I’m a seasoned military spouse looking to show independent women that they can flourish while navigating the military community.

You’re a new military spouse, recently graduated and married to your high school/ college sweetheart.  You’re in a new town without your friends or family.  You’ve left your job that you loved (or at least liked) and now you’re struggling to find a job, any job, that will help you provide for your family that also works with your husband’s schedule. Your best friend (let’s face it, your only friend) is your husband and he is working ridiculous hours.  At best, he’s working 12 hour days, at worst you haven’t seen him since June.  You are in desperate need of some semblance of normalcy or even a friend.  But how do you find one of those?  Do you have to figure out what you even like in a friend?  What about what you like in you?

I get it.  Oh man, do I get it.  This was my life story 10 years ago.  And thanks to the military life cycle, sometimes it still is my life.

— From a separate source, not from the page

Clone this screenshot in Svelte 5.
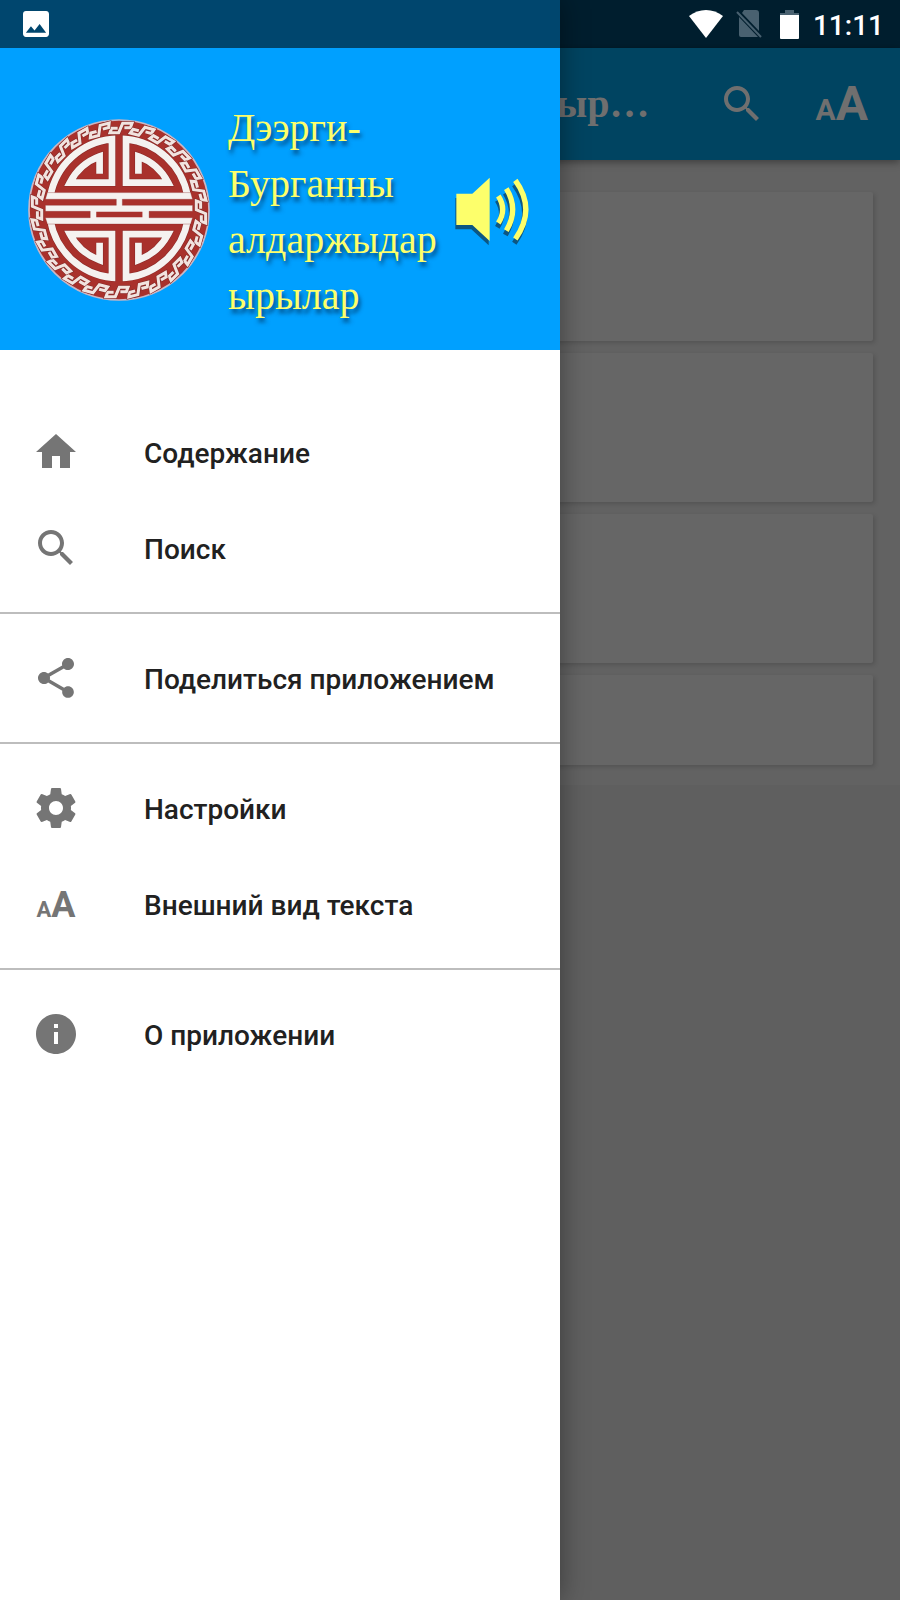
<script>
  const groups = [
    [
      { icon: 'home', label: 'Содержание' },
      { icon: 'search', label: 'Поиск' }
    ],
    [{ icon: 'share', label: 'Поделиться приложением' }],
    [
      { icon: 'settings', label: 'Настройки' },
      { icon: 'text', label: 'Внешний вид текста' }
    ],
    [{ icon: 'info', label: 'О приложении' }]
  ];

  const paths = {
    home: 'M10 20v-6h4v6h5v-8h3L12 3 2 12h3v8z',
    search:
      'M15.5 14h-.79l-.28-.27C15.41 12.59 16 11.11 16 9.5 16 5.91 13.09 3 9.5 3S3 5.91 3 9.5 5.91 16 9.5 16c1.61 0 3.09-.59 4.23-1.57l.27.28v.79l5 4.99L20.49 19l-4.99-5zm-6 0C7.01 14 5 11.99 5 9.5S7.01 5 9.5 5 14 7.01 14 9.5 11.99 14 9.5 14z',
    share:
      'M18 16.08c-.76 0-1.44.3-1.96.77L8.91 12.7c.05-.23.09-.46.09-.7s-.04-.47-.09-.7l7.05-4.11c.54.5 1.25.81 2.04.81 1.66 0 3-1.34 3-3s-1.34-3-3-3-3 1.34-3 3c0 .24.04.47.09.7L8.04 9.81C7.5 9.31 6.79 9 6 9c-1.66 0-3 1.34-3 3s1.34 3 3 3c.79 0 1.5-.31 2.04-.81l7.12 4.16c-.05.21-.08.43-.08.65 0 1.61 1.31 2.92 2.92 2.92s2.92-1.31 2.92-2.92-1.31-2.92-2.92-2.92z',
    settings:
      'M19.43 12.98c.04-.32.07-.64.07-.98s-.03-.66-.07-.98l2.11-1.65c.19-.15.24-.42.12-.64l-2-3.46c-.12-.22-.39-.3-.61-.22l-2.49 1c-.52-.4-1.08-.73-1.69-.98l-.38-2.65C14.46 2.18 14.25 2 14 2h-4c-.25 0-.46.18-.49.42l-.38 2.65c-.61.25-1.17.59-1.69.98l-2.49-1c-.23-.09-.49 0-.61.22l-2 3.46c-.13.22-.07.49.12.64l2.11 1.65c-.04.32-.07.65-.07.98s.03.66.07.98l-2.11 1.65c-.19.15-.24.42-.12.64l2 3.46c.12.22.39.3.61.22l2.49-1c.52.4 1.08.73 1.69.98l.38 2.65c.03.24.24.42.49.42h4c.25 0 .46-.18.49-.42l.38-2.65c.61-.25 1.17-.59 1.69-.98l2.49 1c.23.09.49 0 .61-.22l2-3.46c.12-.22.07-.49-.12-.64l-2.11-1.65zM12 15.5c-1.93 0-3.5-1.57-3.5-3.5s1.57-3.5 3.5-3.5 3.5 1.57 3.5 3.5-1.57 3.5-3.5 3.5z',
    info: 'M12 2C6.48 2 2 6.48 2 12s4.48 10 10 10 10-4.48 10-10S17.52 2 12 2zm1 15h-2v-6h2v6zm0-8h-2V7h2v2z'
  };

  const frets = Array.from({ length: 24 }, (_, i) => i * 15);
  const fret = 'M-10 1H-28L-33 14H-7L5 -14H33L28 -1H10';
  const quarter = 'M93 258A208 208 0 0 1 277 88V218H151A166 166 0 0 1 240 140V192';
  const quarters = ['', 'translate(596 0) scale(-1 1)', 'translate(0 590) scale(1 -1)', 'translate(596 590) scale(-1 -1)'];
</script>

{#snippet textSize()}
  <span class="aa" aria-hidden="true"><small>A</small>A</span>
{/snippet}

<div class="app">
  <div class="page">
    <header class="appbar">
      <h1>ыр…</h1>
      <button aria-label="Поиск">
        <svg class="glyph" viewBox="0 0 24 24" aria-hidden="true"><path d={paths.search} /></svg>
      </button>
      <button aria-label="Внешний вид текста">{@render textSize()}</button>
    </header>
    <main>
      <div class="card"></div>
      <div class="card"></div>
      <div class="card"></div>
      <div class="card short"></div>
    </main>
  </div>

  <aside class="drawer">
    <div class="banner">
      <svg class="emblem" viewBox="26 28 544 544" aria-hidden="true">
        <circle cx="298" cy="300" r="269" fill="#a9312c" stroke="#c9b6c4" stroke-width="5" />
        {#each frets as angle}
          <g transform="rotate({angle} 298 300) translate(304 55)" fill="none">
            <path d={fret} stroke="#7d2524" stroke-width="12" />
            <path d={fret} stroke="#f2e3df" stroke-width="9" />
          </g>
        {/each}
        {#each quarters as t}
          <g transform={t} fill="none">
            <path d={quarter} stroke="#8a2826" stroke-width="23" />
            <path d={quarter} stroke="#f5f2f0" stroke-width="20" />
          </g>
        {/each}
        <g fill="#f5f2f0" stroke="#8a2826" stroke-width="1">
          <path d="M84 248H512L518 268H308V286H518V304H388V323H518L512 342H84L78 323H212V304H78V286H290V268H78Z" />
        </g>
        <path d="M230 305H368V322H230Z" fill="#a9312c" />
      </svg>
      <p>Дээрги-<br />Бурганны<br />алдаржыдар<br />ырылар</p>
      <svg class="speaker" viewBox="736 260 225 216" aria-hidden="true">
        <g class="shade" transform="translate(-3 13)">
          <path d="M740 313H788L840 265V455L788 407H740Z" />
          <path class="wave" d="M866 320Q892 360 866 401M890 298Q928 360 890 424M917 273Q980 360 917 449" />
        </g>
        <path d="M740 313H788L840 265V455L788 407H740Z" />
        <path class="wave" d="M866 320Q892 360 866 401M890 298Q928 360 890 424M917 273Q980 360 917 449" />
      </svg>
    </div>
    <nav>
      {#each groups as group}
        <ul>
          {#each group as item}
            <li>
              <button>
                <span class="icon">
                  {#if item.icon === 'text'}
                    {@render textSize()}
                  {:else}
                    <svg class="glyph" viewBox="0 0 24 24" aria-hidden="true"><path d={paths[item.icon]} /></svg>
                  {/if}
                </span>
                <span class="label">{item.label}</span>
              </button>
            </li>
          {/each}
        </ul>
      {/each}
    </nav>
  </aside>

  <div class="status">
    <svg class="picture" viewBox="3 3 18 18" aria-hidden="true">
      <path d="M21 19V5c0-1.1-.9-2-2-2H5c-1.1 0-2 .9-2 2v14c0 1.1.9 2 2 2h14c1.1 0 2-.9 2-2zM8.500 13.500l2.500 3.010L14.500 12l4.500 6H5l3.500-4.500z" />
    </svg>
    <svg class="wifi" viewBox="0 0 34 28" aria-hidden="true"><path d="M17 28L0 6C10-2 24-2 34 6Z" /></svg>
    <svg class="sim" viewBox="0 0 26 28" aria-hidden="true">
      <path d="M8 0H20Q23 0 23 3V21L6 3ZM3 7L22 27H5Q3 27 3 25Z" />
      <path d="M1 2L25 27" stroke="#496170" stroke-width="2" />
    </svg>
    <svg class="battery" viewBox="0 0 19 29" aria-hidden="true">
      <path d="M5 0H14V3H19V6H0V3H5Z" fill="#496170" /><path d="M0 5H19V28Q19 29 18 29H1Q0 29 0 28Z" />
    </svg>
    <time>11:11</time>
  </div>
</div>

<style>
  :global(body) {
    margin: 0;
  }
  .app {
    position: relative;
    min-height: 100vh;
    overflow: hidden;
    background: #5f5f5f;
    font-family: Roboto, sans-serif;
    font-weight: 500;
  }
  .page {
    padding-top: 48px;
    background: #001e2e;
  }
  button {
    border: 0;
    padding: 0;
    background: none;
    color: inherit;
    font: inherit;
    cursor: pointer;
  }
  svg {
    display: block;
    flex: none;
    fill: currentColor;
  }
  .glyph {
    width: 48px;
    height: 48px;
  }
  .aa {
    display: block;
    padding-top: 6px;
    font: 700 48px/48px Roboto, sans-serif;
    white-space: nowrap;
  }
  .aa small {
    font-size: 30px;
  }
  .appbar {
    position: relative;
    display: flex;
    align-items: center;
    justify-content: flex-end;
    height: 112px;
    box-sizing: border-box;
    padding-right: 32px;
    background: #004461;
    color: #6f6f6f;
    box-shadow: 0 2px 8px rgba(0, 0, 0, 0.4);
  }
  h1 {
    margin: 0 68px 0 0;
    font: 700 40px/48px "Liberation Serif", serif;
  }
  .appbar button + button {
    margin-left: 50px;
  }
  main {
    display: flex;
    flex-direction: column;
    gap: 12px;
    padding: 32px 27px 20px;
    background: #626262;
  }
  .card {
    height: 149px;
    border-radius: 2px;
    background: #666;
    box-shadow: 2px 2px 4px rgba(0, 0, 0, 0.15);
  }
  .short {
    height: 90px;
  }
  .drawer {
    position: absolute;
    inset: 0 auto 0 0;
    width: min(560px, 85%);
    box-sizing: border-box;
    border-top: 48px solid #00466e;
    background: #fff;
    box-shadow: 0 0 26px rgba(0, 0, 0, 0.4);
  }
  .banner {
    display: flex;
    align-items: center;
    height: 302px;
    box-sizing: border-box;
    padding: 26px 30px 0 28px;
    background: #00a0ff;
    color: #fdff6b;
  }
  .emblem {
    width: 182px;
    height: 182px;
    margin-bottom: 4px;
  }
  .banner p {
    flex: 1;
    margin: 0 0 0 18px;
    font: 400 40px/56px "Liberation Serif", serif;
    text-shadow: 2px 4px 4px rgba(0, 40, 80, 0.75);
  }
  .speaker {
    width: 75px;
    height: 72px;
  }
  .wave {
    fill: none;
    stroke: currentColor;
    stroke-width: 16;
  }
  .shade {
    color: #0c5683;
  }
  nav {
    padding-top: 38px;
  }
  ul {
    margin: 0;
    padding: 16px 0;
    list-style: none;
  }
  ul + ul {
    border-top: 2px solid #bdbdbd;
  }
  li button {
    display: flex;
    align-items: center;
    width: 100%;
    height: 96px;
    padding-left: 32px;
    color: #212121;
    font-size: 28px;
    text-align: left;
  }
  .label {
    padding-top: 2px;
  }
  .icon {
    display: grid;
    place-items: center;
    width: 48px;
    margin-right: 64px;
    color: #757575;
  }
  .icon .aa {
    font-size: 36px;
  }
  .icon small {
    font-size: 22px;
  }
  .status {
    position: absolute;
    inset: 0 0 auto;
    display: flex;
    align-items: center;
    height: 48px;
    padding: 0 16px 0 23px;
    color: #fff;
    font-size: 28px;
  }
  .status time {
    padding-top: 2px;
  }
  .picture {
    width: 26px;
    height: 26px;
    margin-right: auto;
  }
  .wifi {
    width: 34px;
    height: 28px;
  }
  .sim {
    width: 26px;
    height: 28px;
    margin: 0 18px 0 13px;
    color: #496170;
  }
  .battery {
    width: 19px;
    height: 29px;
    margin-right: 14px;
  }
</style>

I have been navigating the military community as a spouse for the last 10 years.  I’ve been through 7 homes during that time period.  My husband has deployed 4 times and I count myself lucky that it hasn’t been more.  I have several degrees and am a stay at home mom.  That decision wasn’t easy… and sometimes it’s been downright costly.  Every few years (or 18 months) I find myself in a new house, in a new city with no friends.  I have to figure out how to participate within social groups within my husband’s unit, how to do things I like, how to be a decent mother, and how to do it all while it feels like the power isn’t entirely in my own hands.  Thanks Uncle Sam!

Every week you will find posts related to how I’ve managed to survive military life.  This will NOT be a spouse’s handbook.  These are my thoughts and opinions on everything I encounter.  From dressing for a military ball to joining the FRG to befriending non-milspouses.  But most of all, about being a person completely formed and well-rounded, independent from the military while carrying the knowledge that I have a Dependent ID.

Currently my family lives on post at a Fort Campbell.  I am 32 years old and I have two children, ages 3 and 9 months.  I am momming so fricken’ hard right now.  Between my threenager and trying to detach the baby from my hip, my days are FULL.  While many of my hobbies have fallen to the wayside, what I have not lost and plan on never losing is ZUMBA!!  Man, I love to shake my tail feather.  I even got licensed to instruct recently!!  The idea of leading my own Zumba dance party is terrifying and I’m sure I’m going to fall flat on my face, but I can’t wait to get going!!  I’ll admit that the decision to become licensed greatly focused on my desperate need to have something that was just mine.  Becoming a milspouse took away so much of my sense of self.  Mumming robbed me of what was left.  Volunteering, Zumba, and even this blog, are all my ways of reconstructing the badass that I used to be!